• TASK INSTRUCTIONS:
Copy the lines below as they are; omit the images they contain.

• SUPPLIED INFORMATION:
Start

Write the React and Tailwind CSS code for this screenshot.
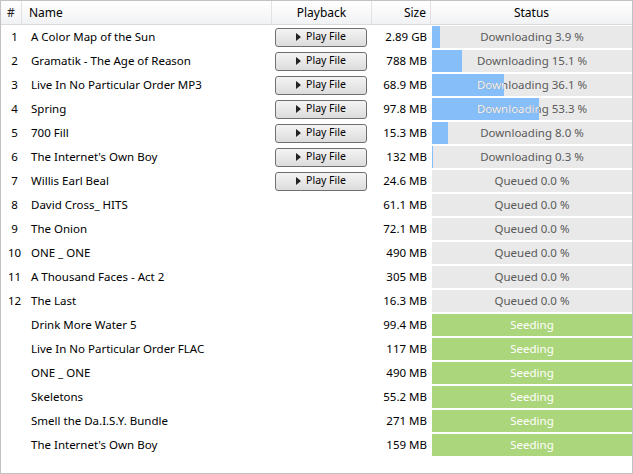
import React from "react";

const rows = [
  { n: "1", name: "A Color Map of the Sun", play: true, size: "2.89 GB", type: "dl", pct: 3.9 },
  { n: "2", name: "Gramatik - The Age of Reason", play: true, size: "788 MB", type: "dl", pct: 15.1 },
  { n: "3", name: "Live In No Particular Order MP3", play: true, size: "68.9 MB", type: "dl", pct: 36.1 },
  { n: "4", name: "Spring", play: true, size: "97.8 MB", type: "dl", pct: 53.3 },
  { n: "5", name: "700 Fill", play: true, size: "15.3 MB", type: "dl", pct: 8.0 },
  { n: "6", name: "The Internet's Own Boy", play: true, size: "132 MB", type: "dl", pct: 0.3 },
  { n: "7", name: "Willis Earl Beal", play: true, size: "24.6 MB", type: "q" },
  { n: "8", name: "David Cross_ HITS", size: "61.1 MB", type: "q" },
  { n: "9", name: "The Onion", size: "72.1 MB", type: "q" },
  { n: "10", name: "ONE _ ONE", size: "490 MB", type: "q" },
  { n: "11", name: "A Thousand Faces - Act 2", size: "305 MB", type: "q" },
  { n: "12", name: "The Last", size: "16.3 MB", type: "q" },
  { n: "", name: "Drink More Water 5", size: "99.4 MB", type: "s" },
  { n: "", name: "Live In No Particular Order FLAC", size: "117 MB", type: "s" },
  { n: "", name: "ONE _ ONE", size: "490 MB", type: "s" },
  { n: "", name: "Skeletons", size: "55.2 MB", type: "s" },
  { n: "", name: "Smell the Da.I.S.Y. Bundle", size: "271 MB", type: "s" },
  { n: "", name: "The Internet's Own Boy", size: "159 MB", type: "s" },
];

const font = { fontFamily: '"Noto Sans", "Open Sans", sans-serif' };

function Status({ r }) {
  if (r.type === "s") {
    return (
      <div className="ml-px my-px h-[22px] bg-[#acd67b] text-white text-[11.5px] flex items-center justify-center">
        Seeding
      </div>
    );
  }
  const label = r.type === "q" ? "Queued 0.0 %" : `Downloading ${r.pct.toFixed(1)} %`;
  const w = r.type === "dl" ? Math.round((r.pct / 100) * 200) : 0;
  return (
    <div className="ml-px my-px h-[22px] bg-[#e9e9e9] relative text-[11.5px]">
      <div className="absolute inset-y-0 left-0 bg-[#86befa]" style={{ width: w }} />
      <div className="absolute inset-0 flex items-center justify-center text-[#5a5a5a]">{label}</div>
      {w > 0 ? (
        <div
          className="absolute inset-0 flex items-center justify-center text-white"
          style={{ clipPath: `inset(0 ${200 - w}px 0 0)` }}
        >
          {label}
        </div>
      ) : null}
    </div>
  );
}

function PlayButton() {
  return (
    <div className="w-[92px] h-[19px] rounded-[3px] border border-[#707070] bg-gradient-to-b from-[#f4f4f4] to-[#dcdcdc] flex items-center justify-center gap-[5px] text-[10.5px] text-black">
      <svg width="5" height="8" viewBox="0 0 5 8"><path d="M0 0 L5 4 L0 8 Z" fill="#222" /></svg>
      <span>Play File</span>
    </div>
  );
}

export default function App() {
  return (
    <div className="w-[633px] h-[474px] border border-[#c2c2c2] bg-white overflow-hidden text-[11.5px] text-black" style={font}>
      <div className="grid grid-cols-[21px_250px_100px_59px_201px] h-[24px] border-b border-[#dadada] bg-gradient-to-b from-white to-[#f1f2f4] text-[12px]">
        <div className="flex items-center justify-center border-r border-[#e2e2e2] text-[#222]">#</div>
        <div className="flex items-center pl-[7px] border-r border-[#e2e2e2]">Name</div>
        <div className="flex items-center justify-center border-r border-[#e2e2e2]">Playback</div>
        <div className="flex items-center justify-end pr-[4px] border-r border-[#e2e2e2]">Size</div>
        <div className="flex items-center justify-center">Status</div>
      </div>
      {rows.map((r, i) => (
        <div key={i} className="grid grid-cols-[21px_250px_100px_59px_201px] h-[24px]">
          <div className="flex items-center justify-center pl-[6px]">{r.n}</div>
          <div className="flex items-center pl-[9px]">{r.name}</div>
          <div className="flex items-center pl-[3px]">{r.play ? <PlayButton /> : null}</div>
          <div className="flex items-center justify-end pr-[4px]">{r.size}</div>
          <Status r={r} />
        </div>
      ))}
    </div>
  );
}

End

• RESULT FOR THIS EXERCISE:
Write the React and Tailwind CSS code for this screenshot.
import React from "react";

const rows = [
  { n: "1", name: "A Color Map of the Sun", play: true, size: "2.89 GB", type: "dl", pct: 3.9 },
  { n: "2", name: "Gramatik - The Age of Reason", play: true, size: "788 MB", type: "dl", pct: 15.1 },
  { n: "3", name: "Live In No Particular Order MP3", play: true, size: "68.9 MB", type: "dl", pct: 36.1 },
  { n: "4", name: "Spring", play: true, size: "97.8 MB", type: "dl", pct: 53.3 },
  { n: "5", name: "700 Fill", play: true, size: "15.3 MB", type: "dl", pct: 8.0 },
  { n: "6", name: "The Internet's Own Boy", play: true, size: "132 MB", type: "dl", pct: 0.3 },
  { n: "7", name: "Willis Earl Beal", play: true, size: "24.6 MB", type: "q" },
  { n: "8", name: "David Cross_ HITS", size: "61.1 MB", type: "q" },
  { n: "9", name: "The Onion", size: "72.1 MB", type: "q" },
  { n: "10", name: "ONE _ ONE", size: "490 MB", type: "q" },
  { n: "11", name: "A Thousand Faces - Act 2", size: "305 MB", type: "q" },
  { n: "12", name: "The Last", size: "16.3 MB", type: "q" },
  { n: "", name: "Drink More Water 5", size: "99.4 MB", type: "s" },
  { n: "", name: "Live In No Particular Order FLAC", size: "117 MB", type: "s" },
  { n: "", name: "ONE _ ONE", size: "490 MB", type: "s" },
  { n: "", name: "Skeletons", size: "55.2 MB", type: "s" },
  { n: "", name: "Smell the Da.I.S.Y. Bundle", size: "271 MB", type: "s" },
  { n: "", name: "The Internet's Own Boy", size: "159 MB", type: "s" },
];

const font = { fontFamily: '"Noto Sans", "Open Sans", sans-serif' };

function Status({ r }) {
  if (r.type === "s") {
    return (
      <div className="ml-px my-px h-[22px] bg-[#acd67b] text-white text-[11.5px] flex items-center justify-center">
        Seeding
      </div>
    );
  }
  const label = r.type === "q" ? "Queued 0.0 %" : `Downloading ${r.pct.toFixed(1)} %`;
  const w = r.type === "dl" ? Math.round((r.pct / 100) * 200) : 0;
  return (
    <div className="ml-px my-px h-[22px] bg-[#e9e9e9] relative text-[11.5px]">
      <div className="absolute inset-y-0 left-0 bg-[#86befa]" style={{ width: w }} />
      <div className="absolute inset-0 flex items-center justify-center text-[#5a5a5a]">{label}</div>
      {w > 0 ? (
        <div
          className="absolute inset-0 flex items-center justify-center text-white"
          style={{ clipPath: `inset(0 ${200 - w}px 0 0)` }}
        >
          {label}
        </div>
      ) : null}
    </div>
  );
}

function PlayButton() {
  return (
    <div className="w-[92px] h-[19px] rounded-[3px] border border-[#707070] bg-gradient-to-b from-[#f4f4f4] to-[#dcdcdc] flex items-center justify-center gap-[5px] text-[10.5px] text-black">
      <svg width="5" height="8" viewBox="0 0 5 8"><path d="M0 0 L5 4 L0 8 Z" fill="#222" /></svg>
      <span>Play File</span>
    </div>
  );
}

export default function App() {
  return (
    <div className="w-[633px] h-[474px] border border-[#c2c2c2] bg-white overflow-hidden text-[11.5px] text-black" style={font}>
      <div className="grid grid-cols-[21px_250px_100px_59px_201px] h-[24px] border-b border-[#dadada] bg-gradient-to-b from-white to-[#f1f2f4] text-[12px]">
        <div className="flex items-center justify-center border-r border-[#e2e2e2] text-[#222]">#</div>
        <div className="flex items-center pl-[7px] border-r border-[#e2e2e2]">Name</div>
        <div className="flex items-center justify-center border-r border-[#e2e2e2]">Playback</div>
        <div className="flex items-center justify-end pr-[4px] border-r border-[#e2e2e2]">Size</div>
        <div className="flex items-center justify-center">Status</div>
      </div>
      {rows.map((r, i) => (
        <div key={i} className="grid grid-cols-[21px_250px_100px_59px_201px] h-[24px]">
          <div className="flex items-center justify-center pl-[6px]">{r.n}</div>
          <div className="flex items-center pl-[9px]">{r.name}</div>
          <div className="flex items-center pl-[3px]">{r.play ? <PlayButton /> : null}</div>
          <div className="flex items-center justify-end pr-[4px]">{r.size}</div>
          <Status r={r} />
        </div>
      ))}
    </div>
  );
}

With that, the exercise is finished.